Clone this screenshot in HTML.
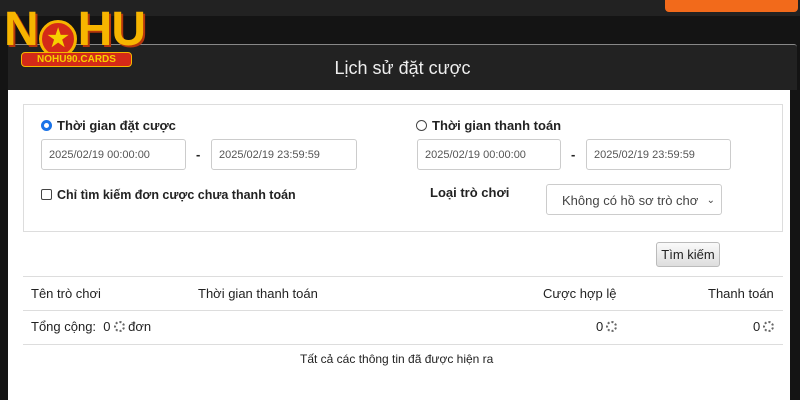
<!DOCTYPE html>
<html><head><meta charset="utf-8"><style>
*{margin:0;padding:0;box-sizing:border-box}
body{width:800px;height:400px;overflow:hidden;background:#141414;font-family:"Liberation Sans",Arial,sans-serif;position:relative}
.top{position:absolute;left:0;top:0;width:800px;height:16px;background:#222}
.orange{position:absolute;left:665px;top:-6px;width:133px;height:18px;background:#f26a1b;border-radius:4px}
.hdr{position:absolute;left:8px;top:44px;width:789px;height:46px;background:#222;border-top:1px solid #888;border-radius:3px 3px 0 0;color:#eee;font-size:18px;text-align:center;line-height:46px}
.bodyw{position:absolute;left:8px;top:90px;width:782px;height:310px;background:#fff}
.fs{position:absolute;left:23px;top:104px;width:760px;height:128px;border:1px solid #ddd}
.a{position:absolute;font-size:13px;color:#222}
.b{font-weight:bold}
.in{position:absolute;height:31px;border:1px solid #ccc;border-radius:3px;font-size:11px;color:#555;line-height:31px;padding-left:7px;background:#fff}
.line{position:absolute;left:23px;width:760px;height:1px;background:#ddd}
.spin{display:inline-block;width:11px;height:11px;border:2px dotted #666;border-radius:50%;vertical-align:-1px;margin-left:3px}
</style></head><body>
<div class="top"></div>
<div class="orange"></div>
<div class="hdr">Lịch sử đặt cược</div>
<div class="bodyw"></div>
<div class="fs"></div>
<div class="a b" style="left:41px;top:118px"><span style="display:inline-block;width:11px;height:11px;border-radius:50%;border:3px solid #1a73e8;background:#fff;vertical-align:-1px;margin-right:5px"></span>Thời gian đặt cược</div>
<div class="in" style="left:41px;top:139px;width:145px">2025/02/19 00:00:00</div>
<div class="a b" style="left:196px;top:147px">-</div>
<div class="in" style="left:211px;top:139px;width:146px">2025/02/19 23:59:59</div>
<div class="a b" style="left:41px;top:188px;font-size:12.5px"><span style="display:inline-block;width:11px;height:11px;border:1px solid #444;border-radius:2px;vertical-align:-1px;margin-right:5px"></span>Chỉ tìm kiếm đơn cược chưa thanh toán</div>
<div class="a b" style="left:416px;top:118px"><span style="display:inline-block;width:11px;height:11px;border-radius:50%;border:1px solid #444;vertical-align:-1px;margin-right:5px"></span>Thời gian thanh toán</div>
<div class="in" style="left:417px;top:139px;width:144px">2025/02/19 00:00:00</div>
<div class="a b" style="left:571px;top:147px">-</div>
<div class="in" style="left:586px;top:139px;width:145px">2025/02/19 23:59:59</div>
<div class="a b" style="left:430px;top:185px">Loại trò chơi</div>
<div class="in" style="left:546px;top:184px;width:176px;font-size:13px;color:#444;padding-left:15px">Không có hồ sơ trò chơ<span style="position:absolute;right:6px;font-size:10px">&#8964;</span></div>
<div style="position:absolute;left:656px;top:242px;width:64px;height:25px;border:1px solid #bbb;border-radius:3px;background:linear-gradient(#fafafa,#ddd);font-size:13px;color:#222;text-align:center;line-height:23px">Tìm kiếm</div>
<div class="line" style="top:276px"></div>
<div class="line" style="top:310px"></div>
<div class="line" style="top:344px"></div>
<div class="a" style="left:31px;top:286px">Tên trò chơi</div>
<div class="a" style="left:198px;top:286px">Thời gian thanh toán</div>
<div class="a" style="left:543px;top:286px">Cược hợp lệ</div>
<div class="a" style="left:708px;top:286px">Thanh toán</div>
<div class="a" style="left:31px;top:319px">Tổng cộng:&nbsp; 0<span class="spin"></span> đơn</div>
<div class="a" style="left:596px;top:319px">0<span class="spin"></span></div>
<div class="a" style="left:753px;top:319px">0<span class="spin"></span></div>
<div class="a" style="left:300px;top:352px;font-size:12px">Tất cả các thông tin đã được hiện ra</div>
<div style="position:absolute;left:4px;top:2px;font:900 48px 'Liberation Sans',sans-serif;color:#f7b500;letter-spacing:-1px;text-shadow:2px 2px 0 #b5360b;white-space:nowrap">N<span style="display:inline-block;width:38px;height:38px;border-radius:50%;background:#d42a18;border:3px solid #f7b500;vertical-align:-1px;color:#f7d000;font-size:24px;text-align:center;line-height:32px;text-shadow:none;margin:0 1px">★</span>HU</div>
<div style="position:absolute;left:21px;top:52px;width:111px;height:15px;background:#d42a18;border:1px solid #f7b500;border-radius:4px;font:900 10px 'Liberation Sans',sans-serif;color:#f7d000;text-align:center;line-height:13px">NOHU90.CARDS</div>
</body></html>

════════

Omit each picture, then return all of the listing exactly as it stands.

Clone this screenshot in HTML.
<!DOCTYPE html>
<html><head><meta charset="utf-8"><style>
*{margin:0;padding:0;box-sizing:border-box}
body{width:800px;height:400px;overflow:hidden;background:#141414;font-family:"Liberation Sans",Arial,sans-serif;position:relative}
.top{position:absolute;left:0;top:0;width:800px;height:16px;background:#222}
.orange{position:absolute;left:665px;top:-6px;width:133px;height:18px;background:#f26a1b;border-radius:4px}
.hdr{position:absolute;left:8px;top:44px;width:789px;height:46px;background:#222;border-top:1px solid #888;border-radius:3px 3px 0 0;color:#eee;font-size:18px;text-align:center;line-height:46px}
.bodyw{position:absolute;left:8px;top:90px;width:782px;height:310px;background:#fff}
.fs{position:absolute;left:23px;top:104px;width:760px;height:128px;border:1px solid #ddd}
.a{position:absolute;font-size:13px;color:#222}
.b{font-weight:bold}
.in{position:absolute;height:31px;border:1px solid #ccc;border-radius:3px;font-size:11px;color:#555;line-height:31px;padding-left:7px;background:#fff}
.line{position:absolute;left:23px;width:760px;height:1px;background:#ddd}
.spin{display:inline-block;width:11px;height:11px;border:2px dotted #666;border-radius:50%;vertical-align:-1px;margin-left:3px}
</style></head><body>
<div class="top"></div>
<div class="orange"></div>
<div class="hdr">Lịch sử đặt cược</div>
<div class="bodyw"></div>
<div class="fs"></div>
<div class="a b" style="left:41px;top:118px"><span style="display:inline-block;width:11px;height:11px;border-radius:50%;border:3px solid #1a73e8;background:#fff;vertical-align:-1px;margin-right:5px"></span>Thời gian đặt cược</div>
<div class="in" style="left:41px;top:139px;width:145px">2025/02/19 00:00:00</div>
<div class="a b" style="left:196px;top:147px">-</div>
<div class="in" style="left:211px;top:139px;width:146px">2025/02/19 23:59:59</div>
<div class="a b" style="left:41px;top:188px;font-size:12.5px"><span style="display:inline-block;width:11px;height:11px;border:1px solid #444;border-radius:2px;vertical-align:-1px;margin-right:5px"></span>Chỉ tìm kiếm đơn cược chưa thanh toán</div>
<div class="a b" style="left:416px;top:118px"><span style="display:inline-block;width:11px;height:11px;border-radius:50%;border:1px solid #444;vertical-align:-1px;margin-right:5px"></span>Thời gian thanh toán</div>
<div class="in" style="left:417px;top:139px;width:144px">2025/02/19 00:00:00</div>
<div class="a b" style="left:571px;top:147px">-</div>
<div class="in" style="left:586px;top:139px;width:145px">2025/02/19 23:59:59</div>
<div class="a b" style="left:430px;top:185px">Loại trò chơi</div>
<div class="in" style="left:546px;top:184px;width:176px;font-size:13px;color:#444;padding-left:15px">Không có hồ sơ trò chơ<span style="position:absolute;right:6px;font-size:10px">&#8964;</span></div>
<div style="position:absolute;left:656px;top:242px;width:64px;height:25px;border:1px solid #bbb;border-radius:3px;background:linear-gradient(#fafafa,#ddd);font-size:13px;color:#222;text-align:center;line-height:23px">Tìm kiếm</div>
<div class="line" style="top:276px"></div>
<div class="line" style="top:310px"></div>
<div class="line" style="top:344px"></div>
<div class="a" style="left:31px;top:286px">Tên trò chơi</div>
<div class="a" style="left:198px;top:286px">Thời gian thanh toán</div>
<div class="a" style="left:543px;top:286px">Cược hợp lệ</div>
<div class="a" style="left:708px;top:286px">Thanh toán</div>
<div class="a" style="left:31px;top:319px">Tổng cộng:&nbsp; 0<span class="spin"></span> đơn</div>
<div class="a" style="left:596px;top:319px">0<span class="spin"></span></div>
<div class="a" style="left:753px;top:319px">0<span class="spin"></span></div>
<div class="a" style="left:300px;top:352px;font-size:12px">Tất cả các thông tin đã được hiện ra</div>
<div style="position:absolute;left:4px;top:2px;font:900 48px 'Liberation Sans',sans-serif;color:#f7b500;letter-spacing:-1px;text-shadow:2px 2px 0 #b5360b;white-space:nowrap">N<span style="display:inline-block;width:38px;height:38px;border-radius:50%;background:#d42a18;border:3px solid #f7b500;vertical-align:-1px;color:#f7d000;font-size:24px;text-align:center;line-height:32px;text-shadow:none;margin:0 1px">★</span>HU</div>
<div style="position:absolute;left:21px;top:52px;width:111px;height:15px;background:#d42a18;border:1px solid #f7b500;border-radius:4px;font:900 10px 'Liberation Sans',sans-serif;color:#f7d000;text-align:center;line-height:13px">NOHU90.CARDS</div>
</body></html>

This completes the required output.